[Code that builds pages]
┌──
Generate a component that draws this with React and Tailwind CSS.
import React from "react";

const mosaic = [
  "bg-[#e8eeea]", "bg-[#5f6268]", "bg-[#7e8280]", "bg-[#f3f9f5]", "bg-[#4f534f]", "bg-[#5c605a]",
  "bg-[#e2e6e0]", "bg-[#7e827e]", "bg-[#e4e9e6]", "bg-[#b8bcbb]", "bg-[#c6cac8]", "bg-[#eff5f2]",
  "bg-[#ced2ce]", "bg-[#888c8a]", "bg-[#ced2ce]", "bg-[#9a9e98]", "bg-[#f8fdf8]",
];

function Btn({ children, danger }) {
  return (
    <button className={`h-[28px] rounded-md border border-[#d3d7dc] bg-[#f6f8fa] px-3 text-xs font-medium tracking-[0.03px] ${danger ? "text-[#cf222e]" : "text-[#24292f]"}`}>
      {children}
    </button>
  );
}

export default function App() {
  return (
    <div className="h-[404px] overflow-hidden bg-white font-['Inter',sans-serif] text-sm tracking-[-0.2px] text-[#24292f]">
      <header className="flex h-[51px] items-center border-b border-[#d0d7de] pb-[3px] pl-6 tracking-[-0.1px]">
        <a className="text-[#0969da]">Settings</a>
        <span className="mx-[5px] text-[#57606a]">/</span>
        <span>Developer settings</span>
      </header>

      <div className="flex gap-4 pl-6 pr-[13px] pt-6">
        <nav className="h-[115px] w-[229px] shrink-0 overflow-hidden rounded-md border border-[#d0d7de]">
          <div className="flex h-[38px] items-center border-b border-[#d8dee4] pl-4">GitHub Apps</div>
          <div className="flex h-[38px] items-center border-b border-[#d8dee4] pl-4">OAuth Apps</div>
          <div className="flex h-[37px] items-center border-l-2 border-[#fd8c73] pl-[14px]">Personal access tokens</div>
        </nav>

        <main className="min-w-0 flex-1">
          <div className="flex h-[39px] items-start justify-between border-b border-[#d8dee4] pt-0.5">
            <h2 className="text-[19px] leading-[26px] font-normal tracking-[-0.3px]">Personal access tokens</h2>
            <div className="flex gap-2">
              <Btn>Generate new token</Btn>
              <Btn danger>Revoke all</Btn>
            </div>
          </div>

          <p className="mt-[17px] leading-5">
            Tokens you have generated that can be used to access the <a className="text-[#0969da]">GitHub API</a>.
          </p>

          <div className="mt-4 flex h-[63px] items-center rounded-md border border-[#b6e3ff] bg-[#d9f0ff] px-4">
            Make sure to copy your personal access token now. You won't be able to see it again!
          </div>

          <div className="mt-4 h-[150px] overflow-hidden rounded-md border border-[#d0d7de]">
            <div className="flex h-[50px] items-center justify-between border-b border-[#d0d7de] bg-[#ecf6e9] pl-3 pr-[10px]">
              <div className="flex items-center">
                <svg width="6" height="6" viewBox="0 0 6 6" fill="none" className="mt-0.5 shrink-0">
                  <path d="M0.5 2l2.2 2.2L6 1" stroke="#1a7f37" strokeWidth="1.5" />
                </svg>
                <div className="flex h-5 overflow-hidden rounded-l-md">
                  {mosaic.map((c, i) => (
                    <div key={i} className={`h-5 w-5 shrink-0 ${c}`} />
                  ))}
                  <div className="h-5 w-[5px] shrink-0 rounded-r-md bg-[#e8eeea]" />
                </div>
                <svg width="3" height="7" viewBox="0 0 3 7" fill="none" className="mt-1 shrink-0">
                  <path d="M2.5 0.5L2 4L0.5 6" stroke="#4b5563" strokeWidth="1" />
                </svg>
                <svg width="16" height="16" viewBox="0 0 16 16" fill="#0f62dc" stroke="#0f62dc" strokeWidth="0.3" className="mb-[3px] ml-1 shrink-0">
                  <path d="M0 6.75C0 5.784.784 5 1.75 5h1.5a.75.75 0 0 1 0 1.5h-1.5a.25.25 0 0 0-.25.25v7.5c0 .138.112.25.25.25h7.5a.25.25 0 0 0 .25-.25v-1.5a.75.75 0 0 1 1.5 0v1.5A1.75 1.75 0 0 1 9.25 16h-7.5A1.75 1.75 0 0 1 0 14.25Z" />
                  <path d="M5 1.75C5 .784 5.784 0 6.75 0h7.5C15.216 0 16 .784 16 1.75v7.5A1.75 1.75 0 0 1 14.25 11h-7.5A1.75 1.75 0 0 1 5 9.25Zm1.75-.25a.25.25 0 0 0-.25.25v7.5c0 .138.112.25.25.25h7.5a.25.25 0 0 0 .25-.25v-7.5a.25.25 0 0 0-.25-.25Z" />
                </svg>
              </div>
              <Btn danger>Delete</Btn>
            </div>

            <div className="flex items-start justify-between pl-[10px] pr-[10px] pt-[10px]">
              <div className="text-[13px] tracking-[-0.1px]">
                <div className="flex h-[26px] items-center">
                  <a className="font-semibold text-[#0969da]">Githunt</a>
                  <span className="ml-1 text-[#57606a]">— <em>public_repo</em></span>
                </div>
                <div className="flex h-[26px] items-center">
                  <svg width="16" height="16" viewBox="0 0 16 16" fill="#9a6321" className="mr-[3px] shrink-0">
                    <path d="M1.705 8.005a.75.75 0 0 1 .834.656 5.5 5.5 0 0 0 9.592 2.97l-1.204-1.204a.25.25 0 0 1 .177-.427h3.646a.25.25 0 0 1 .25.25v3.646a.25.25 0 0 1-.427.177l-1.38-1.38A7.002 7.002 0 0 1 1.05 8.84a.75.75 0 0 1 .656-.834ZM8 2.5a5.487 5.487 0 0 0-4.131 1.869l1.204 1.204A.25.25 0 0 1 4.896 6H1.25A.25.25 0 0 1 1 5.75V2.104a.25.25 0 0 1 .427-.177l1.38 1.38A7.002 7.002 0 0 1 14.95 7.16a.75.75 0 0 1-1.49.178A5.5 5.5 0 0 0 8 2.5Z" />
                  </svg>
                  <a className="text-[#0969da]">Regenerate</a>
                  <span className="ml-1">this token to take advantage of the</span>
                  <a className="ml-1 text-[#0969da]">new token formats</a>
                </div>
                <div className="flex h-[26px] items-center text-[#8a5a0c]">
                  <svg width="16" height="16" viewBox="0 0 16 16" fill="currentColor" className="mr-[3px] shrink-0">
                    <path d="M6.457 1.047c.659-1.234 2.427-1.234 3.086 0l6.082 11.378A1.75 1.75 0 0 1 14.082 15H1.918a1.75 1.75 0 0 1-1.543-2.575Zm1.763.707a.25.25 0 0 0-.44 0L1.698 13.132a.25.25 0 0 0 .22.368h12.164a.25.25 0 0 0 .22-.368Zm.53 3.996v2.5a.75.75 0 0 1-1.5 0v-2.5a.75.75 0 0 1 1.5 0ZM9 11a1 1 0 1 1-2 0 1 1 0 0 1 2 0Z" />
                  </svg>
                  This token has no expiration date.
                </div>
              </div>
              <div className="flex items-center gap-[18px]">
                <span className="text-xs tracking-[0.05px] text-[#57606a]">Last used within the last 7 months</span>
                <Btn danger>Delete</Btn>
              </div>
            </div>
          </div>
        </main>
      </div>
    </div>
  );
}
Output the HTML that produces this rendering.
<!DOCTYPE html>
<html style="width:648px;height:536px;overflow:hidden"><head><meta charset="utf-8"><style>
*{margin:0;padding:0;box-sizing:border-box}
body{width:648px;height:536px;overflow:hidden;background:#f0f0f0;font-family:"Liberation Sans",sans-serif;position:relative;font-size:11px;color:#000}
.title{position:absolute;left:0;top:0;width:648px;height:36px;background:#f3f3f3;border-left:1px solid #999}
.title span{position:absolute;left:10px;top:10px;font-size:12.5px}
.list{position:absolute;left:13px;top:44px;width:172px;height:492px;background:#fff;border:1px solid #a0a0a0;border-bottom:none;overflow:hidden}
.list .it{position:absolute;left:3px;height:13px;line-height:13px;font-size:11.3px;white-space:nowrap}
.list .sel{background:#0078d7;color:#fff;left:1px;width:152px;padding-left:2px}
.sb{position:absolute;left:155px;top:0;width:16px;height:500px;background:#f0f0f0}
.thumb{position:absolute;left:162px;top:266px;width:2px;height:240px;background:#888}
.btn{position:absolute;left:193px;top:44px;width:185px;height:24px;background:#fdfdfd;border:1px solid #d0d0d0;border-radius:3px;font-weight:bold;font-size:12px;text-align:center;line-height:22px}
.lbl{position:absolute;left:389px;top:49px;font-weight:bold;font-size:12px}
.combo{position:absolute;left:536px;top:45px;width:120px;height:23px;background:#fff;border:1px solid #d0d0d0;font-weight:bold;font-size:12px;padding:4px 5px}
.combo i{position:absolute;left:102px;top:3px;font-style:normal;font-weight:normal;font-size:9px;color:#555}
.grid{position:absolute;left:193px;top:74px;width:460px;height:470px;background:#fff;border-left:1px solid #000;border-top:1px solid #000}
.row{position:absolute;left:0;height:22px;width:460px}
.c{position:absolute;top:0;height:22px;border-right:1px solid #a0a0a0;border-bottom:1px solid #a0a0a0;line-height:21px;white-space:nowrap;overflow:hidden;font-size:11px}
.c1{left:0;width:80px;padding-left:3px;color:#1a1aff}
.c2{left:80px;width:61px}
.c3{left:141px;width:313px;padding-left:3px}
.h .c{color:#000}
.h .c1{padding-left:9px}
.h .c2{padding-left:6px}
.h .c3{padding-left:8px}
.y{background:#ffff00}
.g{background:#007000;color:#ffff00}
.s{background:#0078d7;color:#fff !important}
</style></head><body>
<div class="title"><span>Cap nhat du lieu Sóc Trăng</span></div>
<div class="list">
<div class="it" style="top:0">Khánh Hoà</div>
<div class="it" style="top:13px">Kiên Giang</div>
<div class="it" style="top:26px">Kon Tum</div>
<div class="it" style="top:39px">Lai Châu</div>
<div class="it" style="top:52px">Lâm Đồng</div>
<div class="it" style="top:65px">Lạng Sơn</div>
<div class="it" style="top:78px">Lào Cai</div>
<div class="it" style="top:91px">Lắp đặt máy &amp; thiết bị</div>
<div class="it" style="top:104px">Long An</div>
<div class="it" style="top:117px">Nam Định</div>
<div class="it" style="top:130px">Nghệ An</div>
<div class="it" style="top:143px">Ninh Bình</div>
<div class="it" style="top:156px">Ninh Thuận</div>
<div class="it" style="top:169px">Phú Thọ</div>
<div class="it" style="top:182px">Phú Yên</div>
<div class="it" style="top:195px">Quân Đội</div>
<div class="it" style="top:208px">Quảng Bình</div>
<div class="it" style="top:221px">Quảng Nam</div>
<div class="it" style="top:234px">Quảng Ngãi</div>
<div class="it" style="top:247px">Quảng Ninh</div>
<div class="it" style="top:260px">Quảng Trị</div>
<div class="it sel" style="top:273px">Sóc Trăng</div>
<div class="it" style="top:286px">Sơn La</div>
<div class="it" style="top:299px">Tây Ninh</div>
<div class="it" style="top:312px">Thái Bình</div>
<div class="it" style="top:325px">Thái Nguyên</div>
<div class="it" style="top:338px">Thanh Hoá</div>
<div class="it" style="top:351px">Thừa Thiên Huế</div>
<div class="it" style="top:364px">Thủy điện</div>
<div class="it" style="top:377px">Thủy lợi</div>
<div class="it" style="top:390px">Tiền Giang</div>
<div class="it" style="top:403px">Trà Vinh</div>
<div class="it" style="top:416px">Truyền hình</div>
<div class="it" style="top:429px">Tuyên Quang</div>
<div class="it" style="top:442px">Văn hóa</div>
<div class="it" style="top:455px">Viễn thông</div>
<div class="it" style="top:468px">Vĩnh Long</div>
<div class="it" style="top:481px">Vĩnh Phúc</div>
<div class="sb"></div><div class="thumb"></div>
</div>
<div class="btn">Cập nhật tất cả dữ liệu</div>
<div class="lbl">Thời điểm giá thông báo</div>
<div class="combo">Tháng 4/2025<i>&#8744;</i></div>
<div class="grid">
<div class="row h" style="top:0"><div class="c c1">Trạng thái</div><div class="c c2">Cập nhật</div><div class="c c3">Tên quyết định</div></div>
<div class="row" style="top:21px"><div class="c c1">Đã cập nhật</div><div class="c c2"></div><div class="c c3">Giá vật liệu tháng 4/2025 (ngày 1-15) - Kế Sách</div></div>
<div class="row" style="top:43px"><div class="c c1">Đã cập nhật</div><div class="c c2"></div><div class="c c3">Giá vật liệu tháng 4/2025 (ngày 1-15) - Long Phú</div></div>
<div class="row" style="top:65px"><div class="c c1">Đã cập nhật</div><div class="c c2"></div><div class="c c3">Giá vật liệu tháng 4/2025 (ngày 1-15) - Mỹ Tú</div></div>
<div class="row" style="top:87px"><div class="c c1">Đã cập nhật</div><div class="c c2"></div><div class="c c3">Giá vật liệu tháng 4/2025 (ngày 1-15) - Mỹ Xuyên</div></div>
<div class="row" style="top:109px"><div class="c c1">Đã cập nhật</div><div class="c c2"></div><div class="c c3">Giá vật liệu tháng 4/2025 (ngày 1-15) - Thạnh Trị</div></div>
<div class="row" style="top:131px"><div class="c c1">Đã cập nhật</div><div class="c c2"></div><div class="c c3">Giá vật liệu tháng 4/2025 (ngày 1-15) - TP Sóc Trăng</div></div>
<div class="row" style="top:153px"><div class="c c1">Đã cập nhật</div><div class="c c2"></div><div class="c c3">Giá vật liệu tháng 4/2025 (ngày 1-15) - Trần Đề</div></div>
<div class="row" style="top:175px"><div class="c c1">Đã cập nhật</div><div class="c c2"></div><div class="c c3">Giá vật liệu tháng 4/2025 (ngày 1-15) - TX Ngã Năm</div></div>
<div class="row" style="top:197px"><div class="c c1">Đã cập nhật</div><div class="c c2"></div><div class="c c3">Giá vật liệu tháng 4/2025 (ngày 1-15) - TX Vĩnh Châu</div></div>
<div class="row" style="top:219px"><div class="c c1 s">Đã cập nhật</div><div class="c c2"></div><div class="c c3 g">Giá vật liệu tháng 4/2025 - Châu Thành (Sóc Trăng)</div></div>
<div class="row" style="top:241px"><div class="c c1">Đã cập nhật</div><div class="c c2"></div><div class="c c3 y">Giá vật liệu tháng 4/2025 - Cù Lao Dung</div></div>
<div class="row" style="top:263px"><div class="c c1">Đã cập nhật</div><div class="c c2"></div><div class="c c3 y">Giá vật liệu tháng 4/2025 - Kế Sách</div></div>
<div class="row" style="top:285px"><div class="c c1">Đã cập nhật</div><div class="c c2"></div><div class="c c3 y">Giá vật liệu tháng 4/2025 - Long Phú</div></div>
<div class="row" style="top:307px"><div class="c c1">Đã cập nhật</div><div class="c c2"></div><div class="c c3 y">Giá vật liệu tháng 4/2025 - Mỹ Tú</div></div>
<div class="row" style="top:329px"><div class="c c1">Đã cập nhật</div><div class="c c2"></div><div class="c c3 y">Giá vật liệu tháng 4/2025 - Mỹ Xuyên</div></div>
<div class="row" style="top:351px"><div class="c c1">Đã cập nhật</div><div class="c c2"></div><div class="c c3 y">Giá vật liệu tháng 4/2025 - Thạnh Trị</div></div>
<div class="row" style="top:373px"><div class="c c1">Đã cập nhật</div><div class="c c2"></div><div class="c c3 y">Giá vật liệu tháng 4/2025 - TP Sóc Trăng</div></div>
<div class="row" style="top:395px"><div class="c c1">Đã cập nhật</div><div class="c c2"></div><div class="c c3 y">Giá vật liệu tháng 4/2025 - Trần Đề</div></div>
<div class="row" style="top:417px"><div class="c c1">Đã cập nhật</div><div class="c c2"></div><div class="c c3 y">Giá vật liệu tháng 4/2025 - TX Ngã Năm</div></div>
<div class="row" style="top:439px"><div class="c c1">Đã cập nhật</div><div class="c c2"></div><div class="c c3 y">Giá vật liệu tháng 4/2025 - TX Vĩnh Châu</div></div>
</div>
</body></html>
└──
Each line from the top of the material above through the line with "import React from" must be echoed exactly, and no other line.

▶ Output of the exercise:
Generate a component that draws this with React and Tailwind CSS.
import React from "react";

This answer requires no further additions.